---------- PROVIDED MATERIAL
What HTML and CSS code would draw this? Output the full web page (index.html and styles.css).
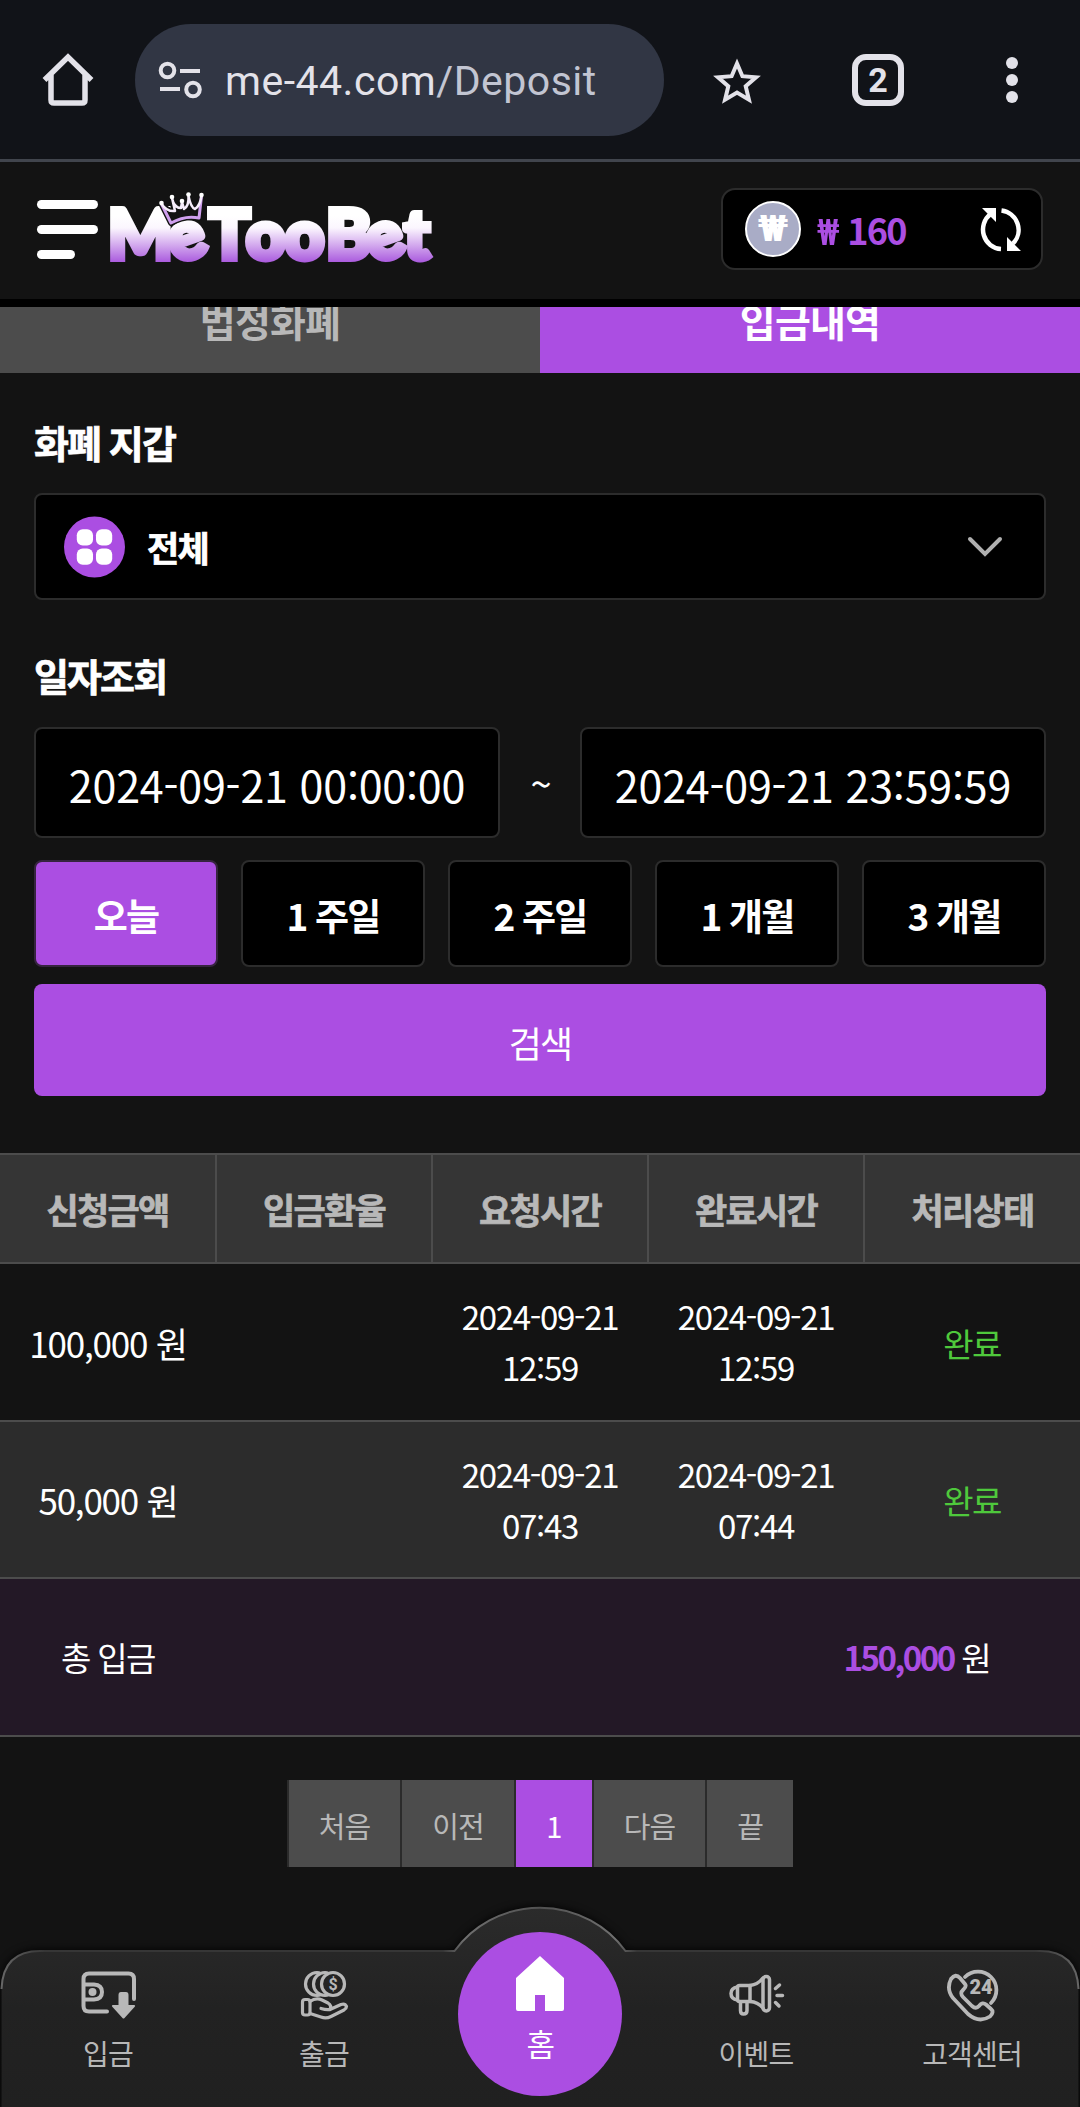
FILE: index.html
```html
<!DOCTYPE html>
<html lang="ko">
<head>
  <meta charset="UTF-8" />
  <title>입금내역</title>
  <link rel="stylesheet" href="styles.css">
</head>
<body>
  <div class="browser-bar">
    <svg class="home-icon" width="52" height="54" viewBox="0 0 52 54">
      <path d="M2.500 27 L26 4 L49.500 27 M9 22 V47 Q9 50 12 50 H40 Q43 50 43 47 V22" fill="none" stroke="#e3e2e9" stroke-width="5.500"/>
    </svg>
    <div class="url-pill">
      <svg class="tune-icon" width="44" height="38" viewBox="0 0 44 38">
        <g fill="none" stroke="#e3e2e9" stroke-width="4">
          <circle cx="9.500" cy="9.500" r="6.800"/>
          <circle cx="35" cy="28.500" r="6.800"/>
          <path d="M22 10 H42 M2 28 H22"/>
        </g>
      </svg>
      <span class="url">me-44.com<span class="path">/Deposit</span></span>
    </div>
    <svg class="star-icon" width="50" height="48" viewBox="0 0 50 48">
      <path d="M25 5.500 L30.400 18.200 L44 19.300 L33.700 28.200 L36.900 41.600 L25 34.500 L13.100 41.600 L16.300 28.200 L6 19.300 L19.600 18.200 Z" fill="none" stroke="#e3e2e9" stroke-width="4"/>
    </svg>
    <div class="tab-count">2</div>
    <svg class="dots-icon" width="12" height="48" viewBox="0 0 12 48">
      <g fill="#e3e2e9">
        <circle cx="6" cy="7" r="6"/>
        <circle cx="6" cy="24" r="6"/>
        <circle cx="6" cy="41" r="6"/>
      </g>
    </svg>
  </div>

  <header class="header">
    <div class="menu">
      <span></span>
      <span></span>
      <span class="short"></span>
    </div>
    <svg class="logo" width="330" height="90" viewBox="0 -4 330 90">
      <defs>
        <linearGradient id="logoFill" gradientUnits="userSpaceOnUse" x1="0" y1="28" x2="0" y2="76">
          <stop offset="0" stop-color="#ffffff"/>
          <stop offset="0.250" stop-color="#fbf6fe"/>
          <stop offset="1" stop-color="#a653dc"/>
        </linearGradient>
      </defs>
      <text class="logo-text" x="3 71 104 141 180 221 269 299" y="71 76 71 71 71 71 76 71" rotate="0 -20 0 0 0 0 -20 0" fill="url(#logoFill)" stroke="url(#logoFill)">MeTooBet</text>
      <g fill="none" stroke-linejoin="round">
        <path d="M56.500 16 L66 35 Q80 27 94 30 L96.500 8 Q95 18 90 21 Q86 20 83.500 8 Q84 18 79 21 L77 14 L76 20 Q69 20 67 10 L70 23 Q62 24 56.500 16 Z" fill="#131313" stroke="#131313" stroke-width="6"/>
        <path d="M56.500 16 L66 35 Q80 27 94 30 L96.500 8" stroke="#cf9fee" stroke-width="3"/>
        <path d="M56.500 16 Q62 24 70 23 L67 10 Q69 20 76 20 L77 14 L79 21 Q84 18 83.500 8 Q86 20 90 21 Q95 18 96.500 8" stroke="#f6edfb" stroke-width="2.500"/>
      </g>
      <g fill="#ffffff">
        <circle cx="56.500" cy="15" r="2.300"/>
        <circle cx="67" cy="9" r="2.300"/>
        <circle cx="77" cy="13" r="2.300"/>
        <circle cx="83.500" cy="6.500" r="2.300"/>
        <circle cx="96.500" cy="7" r="2.300"/>
      </g>
    </svg>
    <div class="balance">
      <span class="coin">₩</span>
      <span class="amount"><span class="won">₩</span> 160</span>
      <svg class="refresh" width="46" height="46" viewBox="0 0 46 46">
        <path d="M22 43 A19 19.500 0 0 1 11.500 8 M22.500 4.500 A19.500 19.500 0 0 1 34 37.500" fill="none" stroke="#fff" stroke-width="4.500"/>
        <path d="M3 2 H17 V16 Z M28 31 V45 H42 Z" fill="#fff"/>
      </svg>
    </div>
  </header>

  <div class="tabs">
    <div class="tab"><span>법정화폐</span></div>
    <div class="tab active"><span>입금내역</span></div>
  </div>

  <main class="content">
    <h2 class="title">화폐 지갑</h2>
    <div class="select">
      <svg width="61" height="62" viewBox="0 0 62 62">
        <circle cx="31" cy="31" r="31" fill="#ab4ee2"/>
        <g fill="#fff">
          <rect x="13" y="13" width="16.500" height="16.500" rx="6"/>
          <rect x="32.500" y="13" width="16.500" height="16.500" rx="6"/>
          <rect x="13" y="32.500" width="16.500" height="16.500" rx="6"/>
          <rect x="32.500" y="32.500" width="16.500" height="16.500" rx="6"/>
        </g>
      </svg>
      <span class="select-text">전체</span>
      <svg width="36" height="22" viewBox="0 0 36 22">
        <path d="M3 3 L18 18 L33 3" fill="none" stroke="#b0b0b0" stroke-width="4" stroke-linecap="round"/>
      </svg>
    </div>

    <h2 class="title second">일자조회</h2>
    <div class="dates">
      <div class="date">2024-09-21 00:00:00</div>
      <span class="tilde">~</span>
      <div class="date">2024-09-21 23:59:59</div>
    </div>
    <div class="periods">
      <button class="period active">오늘</button>
      <button class="period">1 주일</button>
      <button class="period">2 주일</button>
      <button class="period">1 개월</button>
      <button class="period">3 개월</button>
    </div>
    <button class="search">검색</button>
  </main>

  <div class="table">
    <div class="row head">
      <div>신청금액</div>
      <div>입금환율</div>
      <div>요청시간</div>
      <div>완료시간</div>
      <div>처리상태</div>
    </div>
    <div class="row">
      <div class="money">100,000 원</div>
      <div></div>
      <div class="time">2024-09-21<br>12:59</div>
      <div class="time">2024-09-21<br>12:59</div>
      <div class="done">완료</div>
    </div>
    <div class="row even">
      <div class="money">50,000 원</div>
      <div></div>
      <div class="time">2024-09-21<br>07:43</div>
      <div class="time">2024-09-21<br>07:44</div>
      <div class="done">완료</div>
    </div>
    <div class="total">
      <span>총 입금</span>
      <span><b>150,000</b> 원</span>
    </div>
  </div>

  <div class="pagination">
    <a class="page">처음</a>
    <a class="page">이전</a>
    <a class="page current">1</a>
    <a class="page">다음</a>
    <a class="page last">끝</a>
  </div>

  <nav class="bottom-nav">
    <!-- bar with the raised bump behind the home button -->
    <svg class="nav-bg" width="1080" height="207" viewBox="0 0 1080 207">
      <defs>
        <linearGradient id="navFill" x1="0" y1="0" x2="0" y2="1">
          <stop offset="0" stop-color="#2b2b2b"/>
          <stop offset="0.500" stop-color="#222222"/>
          <stop offset="1" stop-color="#202020"/>
        </linearGradient>
        <linearGradient id="navLine" x1="0" y1="0" x2="1" y2="0">
          <stop offset="0" stop-color="#666666"/>
          <stop offset="0.040" stop-color="#363636"/>
          <stop offset="0.410" stop-color="#363636"/>
          <stop offset="0.430" stop-color="#707070"/>
          <stop offset="0.500" stop-color="#505050"/>
          <stop offset="0.570" stop-color="#707070"/>
          <stop offset="0.590" stop-color="#363636"/>
          <stop offset="0.960" stop-color="#363636"/>
          <stop offset="1" stop-color="#666666"/>
        </linearGradient>
      </defs>
      <path class="nav-shape" d="M1.500 210 V89 Q3 51 40 51 H454.500 A106 106 0 0 1 625.500 51 H1040 Q1077 51 1078.500 89 V210 Z" fill="url(#navFill)"/>
      <path d="M1.500 89 Q3 51 40 51 H454.500 A106 106 0 0 1 625.500 51 H1040 Q1077 51 1078.500 89" fill="none" stroke="url(#navLine)" stroke-width="2"/>
    </svg>
    <div class="nav-item">
      <svg width="56" height="58" viewBox="-1 -5 56 58">
        <g fill="none" stroke="#b8b8b8" stroke-width="4" stroke-linecap="round">
          <path d="M53 28 V8 Q53 2.500 47.500 2.500 H8 Q2.500 2.500 2.500 8 V35 Q2.500 40.500 8 40.500 H26"/>
          <path d="M3 13.500 H13 Q21 14 21 21 Q21 28 13 28.500 H3"/>
        </g>
        <circle cx="11.500" cy="21" r="4" fill="#b8b8b8"/>
        <path d="M40 21 H45 Q47.500 21 47.500 24 V34 H53 Q55 34.500 53.500 36 L43.500 47 Q42.500 48 41.500 47 L31.500 36 Q30 34.500 32 34 H37.500 V24 Q37.500 21 40 21 Z" fill="#b8b8b8"/>
      </svg>
      <span>입금</span>
    </div>
    <div class="nav-item">
      <svg width="50" height="58" viewBox="-1 -4 50 58">
        <g fill="none" stroke="#b8b8b8" stroke-width="3.200" stroke-linecap="round" stroke-linejoin="round">
          <circle cx="33" cy="14" r="11.500"/>
          <path d="M25 2.500 A11.500 11.500 0 0 0 25 25.500 Q27 25.500 28 24.500 M25 2.500 Q27 2.500 28 3.500"/>
          <path d="M17 2.500 A11.500 11.500 0 0 0 17 25.500 Q19 25.500 20 24.500 M17 2.500 Q19 2.500 20 3.500"/>
          <rect x="2.500" y="29.500" width="7.500" height="15.500" rx="2.500"/>
          <path d="M10 31.500 Q16 27 22 30 L28 33 Q32 35.500 30 39.500 Q26 40 21 38.500 M30 39.500 L41 34.500 Q45 33 46.500 36.500 Q46.500 38.500 44 40 L31 46.500 Q26 49 21 47 L10 43.500"/>
        </g>
        <text class="coin-sign" x="33" y="19.500">$</text>
      </svg>
      <span>출금</span>
    </div>
    <div class="nav-item home">
      <div class="home-button">
        <svg width="50" height="56" viewBox="0 0 50 56">
          <path d="M25 0 L49 22 V53 Q49 55 47 55 H30 V39 H20 V55 H3 Q1 55 1 53 V22 Z" fill="#fff"/>
        </svg>
        <span>홈</span>
      </div>
    </div>
    <div class="nav-item">
      <svg width="58" height="58" viewBox="-1 -6 58 58">
        <g fill="none" stroke="#b8b8b8" stroke-width="3.500" stroke-linecap="round" stroke-linejoin="round">
          <path d="M22 13.500 H11.500 Q9.500 13.500 9.500 15.500 V27 Q9.500 29.500 11.500 29.500 H22 Z"/>
          <path d="M9.500 15 Q3 16 3 21.500 Q3 27 9.500 28"/>
          <path d="M22 13.500 Q30 12.500 35 6 M22 29.500 Q30 30 35 36"/>
          <rect x="35" y="4.500" width="6.500" height="34.500" rx="3.200"/>
          <path d="M12.500 30 V38.500 Q12.500 42 15.500 42 Q19 42 19 38.500 V30"/>
          <path d="M47.500 16.500 L51.500 13 M49 23.500 H54.500 M47.500 30.500 L51 34"/>
        </g>
      </svg>
      <span>이벤트</span>
    </div>
    <div class="nav-item">
      <svg width="56" height="58" viewBox="-1 1 56 58">
        <g fill="none" stroke="#b8b8b8" stroke-width="3.800" stroke-linecap="round" stroke-linejoin="round">
          <path d="M20 12 A18.300 18.300 0 1 1 46 38"/>
          <path d="M6 14 Q10.500 8 15 13 L20 19 Q22 21.500 18 25 Q14.500 28 18 32 L27 41 Q31 44.500 34 41 Q37.500 36.500 41 39.500 L46 44 Q49.500 47 45 51.500 Q34 58.500 23 49 L8 33 Q1 24 6 14 Z"/>
        </g>
        <text class="hours" x="36" y="29">24</text>
      </svg>
      <span>고객센터</span>
    </div>
  </nav>
</body>
</html>
```

FILE: styles.css
```css
* {
  box-sizing: border-box;
  letter-spacing: -0.05em;
}
body {
  margin: 0;
  width: 1080px;
  height: 2107px;
  position: relative;
  overflow: hidden;
  background: #131313;
  color: #fff;
  font-family: "Noto Sans CJK KR", sans-serif;
}
svg {
  display: block;
  flex: none;
}

/* browser bar */
.browser-bar {
  display: flex;
  align-items: center;
  height: 162px;
  padding: 0 62px 2px 42px;
  background: #111318;
  border-bottom: 3px solid #41454d;
}
.url-pill {
  display: flex;
  align-items: center;
  width: 529px;
  height: 112px;
  margin: 3px 0 0 41px;
  padding-left: 23px;
  border-radius: 56px;
  background: #313644;
}
.home-icon {
  margin-top: 3px;
}
.url {
  margin: 2px 0 0 23px;
  font-family: Roboto, sans-serif;
  font-size: 41px;
  letter-spacing: 0.5px;
  color: #e3e2e9;
}
.url .path {
  color: #c2c5d2;
  letter-spacing: 0.5px;
}
.star-icon {
  margin: 6px 0 0 48px;
}
.tab-count {
  display: flex;
  align-items: center;
  justify-content: center;
  width: 52px;
  height: 52px;
  margin: 3px 0 0 90px;
  border: 6px solid #e3e2e9;
  border-radius: 14px;
  color: #e3e2e9;
  font-family: Roboto, sans-serif;
  font-size: 34px;
  font-weight: 700;
  letter-spacing: 0;
}
.dots-icon {
  margin: 3px 0 0 102px;
}

/* site header */
.header {
  position: relative;
  display: flex;
  align-items: center;
  height: 145px;
  padding: 0 37px 3px;
  background: #131313;
  border-bottom: 8px solid #000;
}
.menu {
  display: flex;
  flex-direction: column;
  gap: 16px;
  width: 61px;
}
.menu span {
  height: 9px;
  border-radius: 5px;
  background: #fff;
}
.menu .short {
  width: 38px;
}
.logo {
  margin-left: 7px;
}
.logo-text {
  font-family: Lato, sans-serif;
  font-size: 68px;
  font-weight: 900;
  letter-spacing: 0;
  stroke-width: 6px;
}
.balance {
  display: flex;
  align-items: center;
  width: 322px;
  height: 82px;
  margin-left: auto;
  padding: 0 16px 0 22px;
  border: 2px solid #2c2c2c;
  border-radius: 14px;
  background: #000;
}
.coin {
  display: flex;
  align-items: center;
  justify-content: center;
  width: 56px;
  height: 56px;
  border: 2px solid #fff;
  border-radius: 50%;
  background: #a9acc6;
  font-family: Roboto, sans-serif;
  font-size: 36px;
  font-weight: 900;
  letter-spacing: 0;
}
.amount {
  margin-left: 16px;
  font-size: 36px;
  font-weight: 700;
  color: #ab4ee2;
}
.won {
  display: inline-block;
  width: 22px;
  font-family: Roboto, sans-serif;
  font-size: 37px;
  transform: scaleX(0.75);
  transform-origin: left;
}
.refresh {
  margin-left: auto;
}

.tabs {
  display: flex;
  height: 66px;
  overflow: hidden;
}
.tab {
  display: flex;
  flex: 1;
  justify-content: center;
  background: #4c4c4c;
  color: #b8b8b8;
  font-size: 39px;
  font-weight: 700;
  line-height: 56px;
}
.tab span {
  margin-top: -15px;
  letter-spacing: -0.02em;
}
.tab.active {
  background: #ab4ee2;
  color: #fff;
}

/* search form */
.content {
  padding: 42px 34px 0;
}
.title {
  margin: 0 0 22px;
  padding-bottom: 2px;
  font-size: 38px;
  font-weight: 700;
  line-height: 54px;
  -webkit-text-stroke: 0.7px;
}
.title.second {
  margin-top: 48px;
  margin-bottom: 23px;
}
.select {
  display: flex;
  align-items: center;
  height: 107px;
  padding: 0 41px 0 28px;
  border: 2px solid #2c2c2c;
  border-radius: 8px;
  background: #000;
}
.select-text {
  flex: 1;
  margin-left: 22px;
  font-size: 35px;
  font-weight: 700;
  -webkit-text-stroke: 0.7px;
}
.dates {
  display: flex;
  align-items: center;
  justify-content: space-between;
}
.date {
  width: 466px;
  height: 111px;
  border: 2px solid #2c2c2c;
  border-radius: 8px;
  background: #000;
  font-size: 43px;
  letter-spacing: -0.2px;
  line-height: 111px;
  text-align: center;
}
.tilde {
  font-size: 38px;
}
.periods {
  display: grid;
  grid-template-columns: repeat(5, 1fr);
  gap: 23px;
  margin-top: 22px;
}
.period {
  height: 107px;
  padding: 3px 0 0;
  border: 2px solid #2c2c2c;
  border-radius: 8px;
  background: #000;
  color: #fff;
  font-family: inherit;
  font-size: 37px;
  font-weight: 700;
}
.period.active {
  border-color: #36243f;
  background: #ab4ee2;
}
.search {
  display: block;
  width: 100%;
  height: 112px;
  margin-top: 17px;
  padding: 4px 0 0;
  border: 0;
  border-radius: 8px;
  background: #ab4ee2;
  color: #fff;
  font-family: inherit;
  font-size: 36px;
}

/* history table */
.table {
  margin-top: 57px;
  border-top: 2px solid #4c4c4c;
  font-size: 33px;
  line-height: 51px;
}
.row {
  display: grid;
  grid-template-columns: repeat(5, 1fr);
  height: 158px;
  border-bottom: 2px solid #4c4c4c;
}
.row div {
  display: flex;
  align-items: center;
  justify-content: center;
  text-align: center;
}
.row.head {
  grid-template-columns: 217px 216px 216px 216px 215px;
  height: 109px;
  background: #353535;
  color: #b8b8b8;
  font-size: 35px;
  font-weight: 700;
  -webkit-text-stroke: 0.7px;
}
.row.head div:not(:last-child) {
  border-right: 2px solid #4c4c4c;
}
.row.even {
  height: 157px;
  background: #2c2c2c;
}
.row .money {
  font-size: 35px;
  letter-spacing: -0.035em;
}
.row .time {
  letter-spacing: -0.04em;
}
.row .done {
  padding-top: 2px;
  color: #4fc93c;
}
.total {
  display: flex;
  align-items: center;
  justify-content: space-between;
  height: 158px;
  padding: 0 90px 0 61px;
  border-bottom: 2px solid #4c4c4c;
  background: #231826;
}
.total b {
  color: #ab4ee2;
  font-weight: 700;
  letter-spacing: -0.075em;
}

.pagination {
  display: flex;
  justify-content: center;
  margin-top: 43px;
  font-size: 29px;
}
.page {
  width: 113.500px;
  height: 87px;
  border-left: 2px solid #2b2b2b;
  background: #4c4c4c;
  color: #b8b8b8;
  line-height: 90px;
  letter-spacing: -0.03em;
  text-align: center;
}
.page.current {
  width: 78px;
  background: #ab4ee2;
  color: #fff;
}
.page.last {
  width: 88px;
}

/* bottom navigation, floats over the page */
.bottom-nav {
  position: absolute;
  left: 0;
  bottom: 0;
  display: grid;
  grid-template-columns: repeat(5, 1fr);
  width: 1080px;
  height: 207px;
  color: #b8b8b8;
  font-size: 28px;
}
.nav-bg {
  position: absolute;
  left: 0;
  top: 0;
}
.nav-shape {
  filter: drop-shadow(0 -1px 4px #000);
}
.nav-item {
  position: relative;
  display: flex;
  flex-direction: column;
  align-items: center;
  padding-top: 66px;
}
.nav-item > span {
  margin-top: 8px;
  line-height: 42px;
  letter-spacing: -0.03em;
}
.nav-item.home {
  padding-top: 32px;
}
.home-button {
  display: flex;
  flex-direction: column;
  align-items: center;
  width: 164px;
  height: 164px;
  padding-top: 24px;
  border-radius: 50%;
  background: #ab4ee2;
  color: #fff;
  font-size: 31px;
}
.home-button span {
  margin-top: 7px;
  line-height: 48px;
}
.coin-sign,
.hours {
  fill: #b8b8b8;
  font-family: Roboto, sans-serif;
  font-weight: 700;
  text-anchor: middle;
  letter-spacing: 0;
}
.coin-sign {
  font-size: 16px;
}
.hours {
  font-size: 20px;
  font-weight: 900;
}
```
--------------------
### STATED GOAL:
Search the listing for the word "styles". Copy every line in which it occurs.

### ANSWER IN FULL:
What HTML and CSS code would draw this? Output the full web page (index.html and styles.css).
  <link rel="stylesheet" href="styles.css">
FILE: styles.css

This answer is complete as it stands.